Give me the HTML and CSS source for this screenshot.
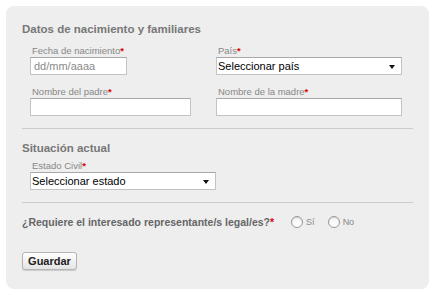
FILE: index.html
```html
<!DOCTYPE html>
<html lang="es">
<head>
  <meta charset="UTF-8">
  <title>Datos del interesado</title>
  <link rel="stylesheet" href="styles.css">
</head>
<body>
  <form class="panel">
    <h2 class="section-title">Datos de nacimiento y familiares</h2>
    <div class="fields">
      <div class="field">
        <label>Fecha de nacimiento<span class="req">*</span></label>
        <div class="input input-date placeholder">dd/mm/aaaa</div>
      </div>
      <div class="field">
        <label>País<span class="req">*</span></label>
        <div class="select select-wide">Seleccionar país</div>
      </div>
      <div class="field">
        <label>Nombre del padre<span class="req">*</span></label>
        <div class="input input-name"></div>
      </div>
      <div class="field">
        <label>Nombre de la madre<span class="req">*</span></label>
        <div class="input input-wide"></div>
      </div>
    </div>

    <hr class="divider">

    <h2 class="section-title">Situación actual</h2>
    <div class="fields fields-tight">
      <div class="field">
        <label>Estado Civil<span class="req">*</span></label>
        <div class="select select-wide">Seleccionar estado</div>
      </div>
    </div>

    <hr class="divider">

    <div class="question">
      <span class="question-text">¿Requiere el interesado representante/s legal/es?<span class="req">*</span></span>
      <span class="radio-option"><span class="radio"></span>Sí</span>
      <span class="radio-option"><span class="radio"></span>No</span>
    </div>

    <button type="button" class="btn">Guardar</button>
  </form>
</body>
</html>
```

FILE: styles.css
```css
body {
  margin: 0;
  background: #ffffff;
  font-family: "Liberation Sans", Arial, sans-serif;
}

.panel {
  margin: 6px;
  width: 391px;
  height: 267px;
  padding: 16px 16px 0 16px;
  background: #eeeeee;
  border-radius: 8px;
}

.section-title {
  margin: 0;
  font-size: 11.5px;
  line-height: 15px;
  font-weight: bold;
  color: #777777;
}

.fields {
  display: grid;
  grid-template-columns: 186px 186px;
  row-gap: 11px;
  padding-left: 8px;
  margin-top: 8px;
}

.fields-tight {
  margin-top: 4px;
}

.field label {
  display: block;
  margin-left: 2px;
  font-size: 9.5px;
  line-height: 12px;
  color: #888888;
}

.req {
  color: #e00000;
  font-weight: bold;
}

.input,
.select {
  box-sizing: border-box;
  height: 18px;
  background: #ffffff;
  border: 1px solid #c4c4c4;
  border-top-color: #a8a8a8;
  font-size: 11px;
  line-height: 16px;
  padding: 0 3px;
  color: #000000;
}

.placeholder {
  color: #8a8a8a;
}

.input-date { width: 97px; }
.input-name { width: 161px; }
.input-wide { width: 186px; }

.select {
  position: relative;
  width: 186px;
  padding-left: 1px;
}

.select::after {
  content: "";
  position: absolute;
  right: 6px;
  top: 7px;
  border-left: 3px solid transparent;
  border-right: 3px solid transparent;
  border-top: 4px solid #111111;
}

.divider {
  margin: 12px 0 0 0;
  border: none;
  border-top: 1px solid #cccccc;
  height: 0;
}

.divider + .section-title {
  margin-top: 12px;
}

.question {
  display: flex;
  align-items: center;
  margin-top: 11px;
  height: 16px;
}

.question-text {
  font-size: 10.5px;
  font-weight: bold;
  color: #666666;
}

.radio-option {
  display: flex;
  align-items: center;
  gap: 3px;
  font-size: 9px;
  color: #888888;
  margin-left: 17px;
}

.radio-option + .radio-option {
  margin-left: 13px;
}

.radio {
  box-sizing: border-box;
  width: 12px;
  height: 12px;
  border-radius: 50%;
  border: 1px solid #999999;
  background: linear-gradient(#f4f4f4, #ffffff);
  box-shadow: inset 0 1px 1px rgba(0, 0, 0, 0.15);
}

.btn {
  display: block;
  margin-top: 22px;
  height: 18px;
  width: 55px;
  padding: 0;
  font-family: "Liberation Sans", Arial, sans-serif;
  font-size: 11px;
  font-weight: bold;
  color: #222222;
  background: linear-gradient(#ffffff, #e4e4e4);
  border: 1px solid #b4b4b4;
  border-radius: 3px;
  box-shadow: 0 1px 1px rgba(0, 0, 0, 0.15);
}
```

## WHAT NEEDS TO BE DONE
Quote the preceding listing precisely and completely, omitting its images.

## EXERCISE SOLUTION
Give me the HTML and CSS source for this screenshot.
FILE: index.html
```html
<!DOCTYPE html>
<html lang="es">
<head>
  <meta charset="UTF-8">
  <title>Datos del interesado</title>
  <link rel="stylesheet" href="styles.css">
</head>
<body>
  <form class="panel">
    <h2 class="section-title">Datos de nacimiento y familiares</h2>
    <div class="fields">
      <div class="field">
        <label>Fecha de nacimiento<span class="req">*</span></label>
        <div class="input input-date placeholder">dd/mm/aaaa</div>
      </div>
      <div class="field">
        <label>País<span class="req">*</span></label>
        <div class="select select-wide">Seleccionar país</div>
      </div>
      <div class="field">
        <label>Nombre del padre<span class="req">*</span></label>
        <div class="input input-name"></div>
      </div>
      <div class="field">
        <label>Nombre de la madre<span class="req">*</span></label>
        <div class="input input-wide"></div>
      </div>
    </div>

    <hr class="divider">

    <h2 class="section-title">Situación actual</h2>
    <div class="fields fields-tight">
      <div class="field">
        <label>Estado Civil<span class="req">*</span></label>
        <div class="select select-wide">Seleccionar estado</div>
      </div>
    </div>

    <hr class="divider">

    <div class="question">
      <span class="question-text">¿Requiere el interesado representante/s legal/es?<span class="req">*</span></span>
      <span class="radio-option"><span class="radio"></span>Sí</span>
      <span class="radio-option"><span class="radio"></span>No</span>
    </div>

    <button type="button" class="btn">Guardar</button>
  </form>
</body>
</html>
```

FILE: styles.css
```css
body {
  margin: 0;
  background: #ffffff;
  font-family: "Liberation Sans", Arial, sans-serif;
}

.panel {
  margin: 6px;
  width: 391px;
  height: 267px;
  padding: 16px 16px 0 16px;
  background: #eeeeee;
  border-radius: 8px;
}

.section-title {
  margin: 0;
  font-size: 11.5px;
  line-height: 15px;
  font-weight: bold;
  color: #777777;
}

.fields {
  display: grid;
  grid-template-columns: 186px 186px;
  row-gap: 11px;
  padding-left: 8px;
  margin-top: 8px;
}

.fields-tight {
  margin-top: 4px;
}

.field label {
  display: block;
  margin-left: 2px;
  font-size: 9.5px;
  line-height: 12px;
  color: #888888;
}

.req {
  color: #e00000;
  font-weight: bold;
}

.input,
.select {
  box-sizing: border-box;
  height: 18px;
  background: #ffffff;
  border: 1px solid #c4c4c4;
  border-top-color: #a8a8a8;
  font-size: 11px;
  line-height: 16px;
  padding: 0 3px;
  color: #000000;
}

.placeholder {
  color: #8a8a8a;
}

.input-date { width: 97px; }
.input-name { width: 161px; }
.input-wide { width: 186px; }

.select {
  position: relative;
  width: 186px;
  padding-left: 1px;
}

.select::after {
  content: "";
  position: absolute;
  right: 6px;
  top: 7px;
  border-left: 3px solid transparent;
  border-right: 3px solid transparent;
  border-top: 4px solid #111111;
}

.divider {
  margin: 12px 0 0 0;
  border: none;
  border-top: 1px solid #cccccc;
  height: 0;
}

.divider + .section-title {
  margin-top: 12px;
}

.question {
  display: flex;
  align-items: center;
  margin-top: 11px;
  height: 16px;
}

.question-text {
  font-size: 10.5px;
  font-weight: bold;
  color: #666666;
}

.radio-option {
  display: flex;
  align-items: center;
  gap: 3px;
  font-size: 9px;
  color: #888888;
  margin-left: 17px;
}

.radio-option + .radio-option {
  margin-left: 13px;
}

.radio {
  box-sizing: border-box;
  width: 12px;
  height: 12px;
  border-radius: 50%;
  border: 1px solid #999999;
  background: linear-gradient(#f4f4f4, #ffffff);
  box-shadow: inset 0 1px 1px rgba(0, 0, 0, 0.15);
}

.btn {
  display: block;
  margin-top: 22px;
  height: 18px;
  width: 55px;
  padding: 0;
  font-family: "Liberation Sans", Arial, sans-serif;
  font-size: 11px;
  font-weight: bold;
  color: #222222;
  background: linear-gradient(#ffffff, #e4e4e4);
  border: 1px solid #b4b4b4;
  border-radius: 3px;
  box-shadow: 0 1px 1px rgba(0, 0, 0, 0.15);
}
```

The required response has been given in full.